*DIRECTIVE:* Copy out every line exactly, passing over the pictures.

*DATA SEGMENT:*
= = =

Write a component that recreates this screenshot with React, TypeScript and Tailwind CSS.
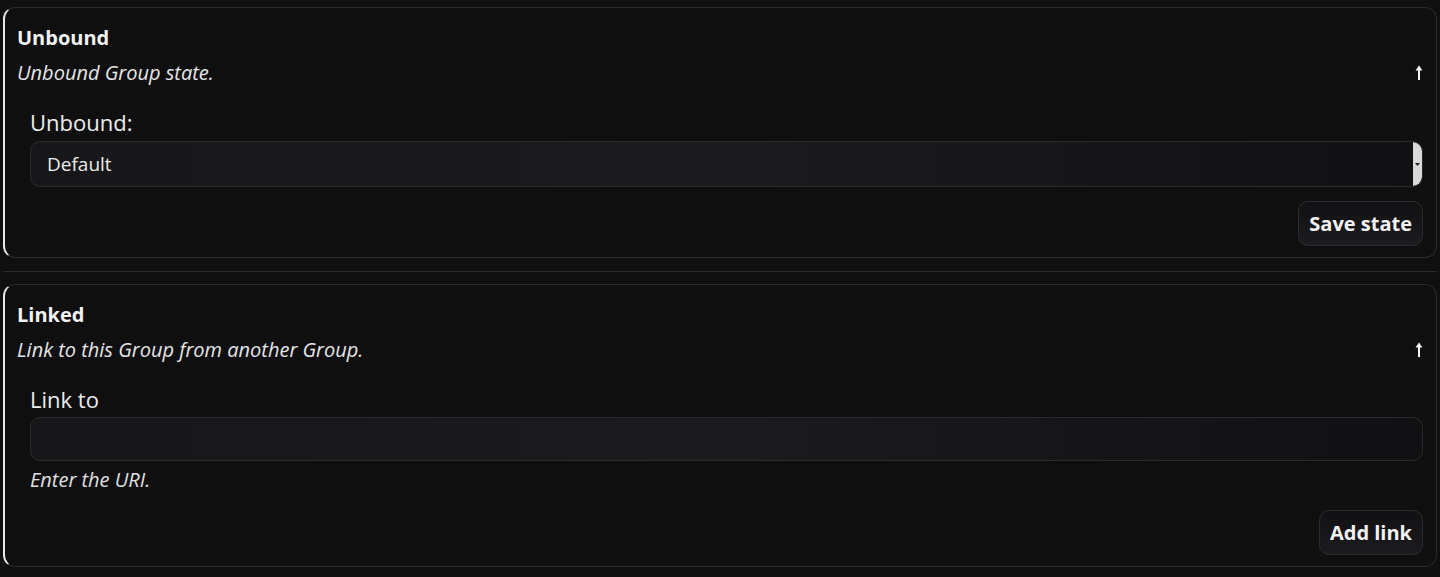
function UpArrow() {
  return (
    <svg width="8" height="16" viewBox="0 0 8 16" className="shrink-0">
      <path d="M4 0.5L7.5 5.5H0.5z" fill="#f5f5f5" />
      <rect x="3" y="4" width="2" height="11" fill="#f5f5f5" />
    </svg>
  );
}

function Card({
  title,
  subtitle,
  children,
}: {
  title: string;
  subtitle: string;
  children: React.ReactNode;
}) {
  return (
    <section className="rounded-[12px] border border-[#2a2a2e] border-l-[2px] border-l-[#e8e8e8] pl-[12px] pr-[13px] pt-[16px] pb-[11px]">
      <h2 className="text-[20px] leading-[28px] font-bold text-[#f2f2f2]">{title}</h2>
      <div className="mt-[7px] flex items-center justify-between">
        <p className="text-[20px] leading-[28px] italic text-[#e6e6e6]">{subtitle}</p>
        <UpArrow />
      </div>
      <div className="ml-[13px] mt-[20px]">{children}</div>
    </section>
  );
}

function Button({ label }: { label: string }) {
  return (
    <button className="rounded-[10px] border border-[#2c2c31] bg-gradient-to-b from-[#111113] to-[#1c1c20] px-[10px] py-[7px] text-[20px] leading-[29px] font-bold text-[#f2f2f2]">
      {label}
    </button>
  );
}

export default function App() {
  return (
    <div
      className="min-h-[577px] bg-[#0f0f10] px-[3px] pt-[7px] pb-[9px]"
      style={{ fontFamily: '"Open Sans", "Noto Sans", sans-serif' }}
    >
      <Card title="Unbound" subtitle="Unbound Group state.">
        <label className="block text-[22px] leading-[30px] font-medium text-[#ececec]">Unbound:</label>
        <div className="mt-[4px] flex h-[46px] items-center overflow-hidden rounded-[10px] border border-[#2a2a2e] bg-gradient-to-r from-[#17171a] via-[#1b1b1e] to-[#111113]">
          <span className="flex-1 pl-[16px] text-[19px] text-[#ececec]">Default</span>
          <div className="flex h-full w-[9px] items-center justify-center rounded-r-[10px] bg-[#d9d9d9]">
            <svg width="5" height="3" viewBox="0 0 5 3">
              <path d="M0 0h5L2.5 3z" fill="#222" />
            </svg>
          </div>
        </div>
        <div className="mt-[14px] flex justify-end">
          <Button label="Save state" />
        </div>
      </Card>

      <div className="mt-[13px] mb-[12px] h-px bg-[#2a2a2e]" />

      <Card title="Linked" subtitle="Link to this Group from another Group.">
        <label className="block text-[22px] leading-[30px] font-medium text-[#ececec]">Link to</label>
        <input className="mt-[3px] block h-[44px] w-full rounded-[10px] border border-[#2a2a2e] bg-gradient-to-r from-[#17171a] via-[#1b1b1e] to-[#111113] px-[16px] text-[#ececec] outline-none" />
        <p className="mt-[5px] text-[20px] leading-[28px] italic text-[#e0e0e0]">Enter the URI.</p>
        <div className="mt-[16px] flex justify-end">
          <Button label="Add link" />
        </div>
      </Card>
    </div>
  );
}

= = =

*FULL SOLUTION:*
Write a component that recreates this screenshot with React, TypeScript and Tailwind CSS.
function UpArrow() {
  return (
    <svg width="8" height="16" viewBox="0 0 8 16" className="shrink-0">
      <path d="M4 0.5L7.5 5.5H0.5z" fill="#f5f5f5" />
      <rect x="3" y="4" width="2" height="11" fill="#f5f5f5" />
    </svg>
  );
}

function Card({
  title,
  subtitle,
  children,
}: {
  title: string;
  subtitle: string;
  children: React.ReactNode;
}) {
  return (
    <section className="rounded-[12px] border border-[#2a2a2e] border-l-[2px] border-l-[#e8e8e8] pl-[12px] pr-[13px] pt-[16px] pb-[11px]">
      <h2 className="text-[20px] leading-[28px] font-bold text-[#f2f2f2]">{title}</h2>
      <div className="mt-[7px] flex items-center justify-between">
        <p className="text-[20px] leading-[28px] italic text-[#e6e6e6]">{subtitle}</p>
        <UpArrow />
      </div>
      <div className="ml-[13px] mt-[20px]">{children}</div>
    </section>
  );
}

function Button({ label }: { label: string }) {
  return (
    <button className="rounded-[10px] border border-[#2c2c31] bg-gradient-to-b from-[#111113] to-[#1c1c20] px-[10px] py-[7px] text-[20px] leading-[29px] font-bold text-[#f2f2f2]">
      {label}
    </button>
  );
}

export default function App() {
  return (
    <div
      className="min-h-[577px] bg-[#0f0f10] px-[3px] pt-[7px] pb-[9px]"
      style={{ fontFamily: '"Open Sans", "Noto Sans", sans-serif' }}
    >
      <Card title="Unbound" subtitle="Unbound Group state.">
        <label className="block text-[22px] leading-[30px] font-medium text-[#ececec]">Unbound:</label>
        <div className="mt-[4px] flex h-[46px] items-center overflow-hidden rounded-[10px] border border-[#2a2a2e] bg-gradient-to-r from-[#17171a] via-[#1b1b1e] to-[#111113]">
          <span className="flex-1 pl-[16px] text-[19px] text-[#ececec]">Default</span>
          <div className="flex h-full w-[9px] items-center justify-center rounded-r-[10px] bg-[#d9d9d9]">
            <svg width="5" height="3" viewBox="0 0 5 3">
              <path d="M0 0h5L2.5 3z" fill="#222" />
            </svg>
          </div>
        </div>
        <div className="mt-[14px] flex justify-end">
          <Button label="Save state" />
        </div>
      </Card>

      <div className="mt-[13px] mb-[12px] h-px bg-[#2a2a2e]" />

      <Card title="Linked" subtitle="Link to this Group from another Group.">
        <label className="block text-[22px] leading-[30px] font-medium text-[#ececec]">Link to</label>
        <input className="mt-[3px] block h-[44px] w-full rounded-[10px] border border-[#2a2a2e] bg-gradient-to-r from-[#17171a] via-[#1b1b1e] to-[#111113] px-[16px] text-[#ececec] outline-none" />
        <p className="mt-[5px] text-[20px] leading-[28px] italic text-[#e0e0e0]">Enter the URI.</p>
        <div className="mt-[16px] flex justify-end">
          <Button label="Add link" />
        </div>
      </Card>
    </div>
  );
}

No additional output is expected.